In India after independence, the ruling Congress Party broke the power of traditional rulers, peacefully and democratically but very effectively.

In Pakistan, this was no done, and so the country cannot settle or run itself.  And it seems this applies in Nepal also.

I know nothing of Nepali politics, but when I heard that the alleged assassin had also become King I had a profound feeling he wouldn’t reign very long.

Patricide part of authentic royal tradition.  And so is fratricide, and one branch of a royal family wiping out their seniors.  Suspicions have already been voiced, inside and outside of the country.  Without an outside investigation, how can anyone be sure that the guilty party is dead and the beneficiaries were innocent bystanders?

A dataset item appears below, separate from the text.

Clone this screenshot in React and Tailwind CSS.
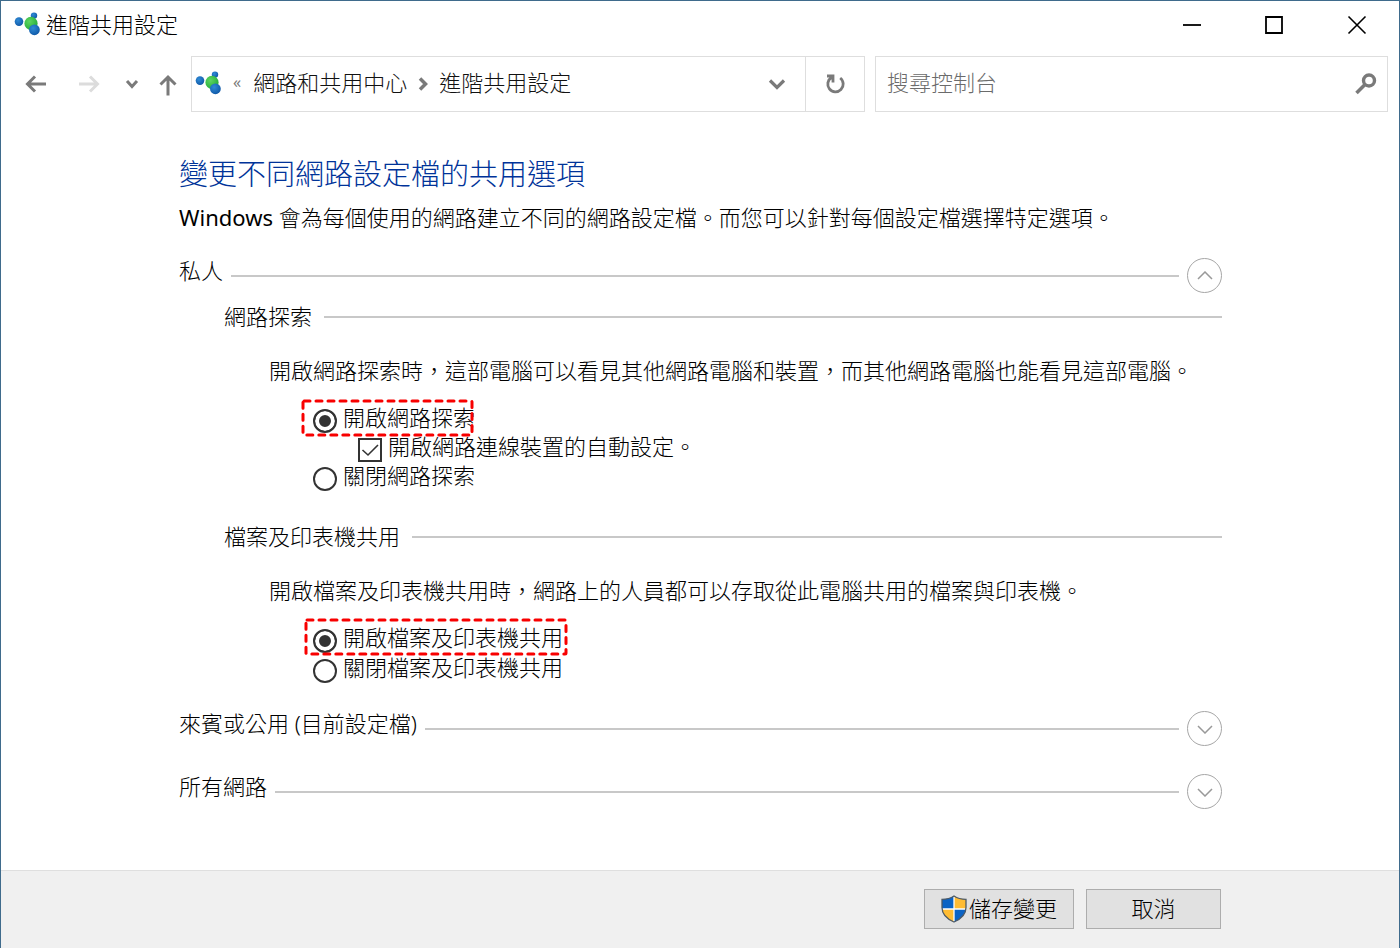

It’s also, perhaps, an indication of how Tibetan politics might have gone had it ever managed to establish itself as a recognised independent state (as it never was under international law).  Historically, Tibet’s politics were often murderous, with several Dalai Lamas mysteriously dying as they became almost old enough to displace the then-regent.  And even in exile, factionalism has continued among a ruling class with no idea of the modern world.

Dot-com and dotty-cons

The good news is that you can invest in stocks and shares and make a fortune.  The bad news is that it’s likely to be someone else’s fortune, made at your expense.

All money made by smooth successful trades is made at someone else’s expense.

Market jittery slide has helped the ‘smart money’ to get out.  Leaving the losses to the ‘stupid money’, the ordinary investor encouraged to risk money they cannot afford to lose.

Meantime the serious side of the Internet is being organised by huge corporations, and non-profit-making and public service websites do well.  It’s been a boost to the economy, but not the source of ‘free money’ in the way it was made out to be by journalists.

Themselves rather close to the ‘smart money’ that continues to do well.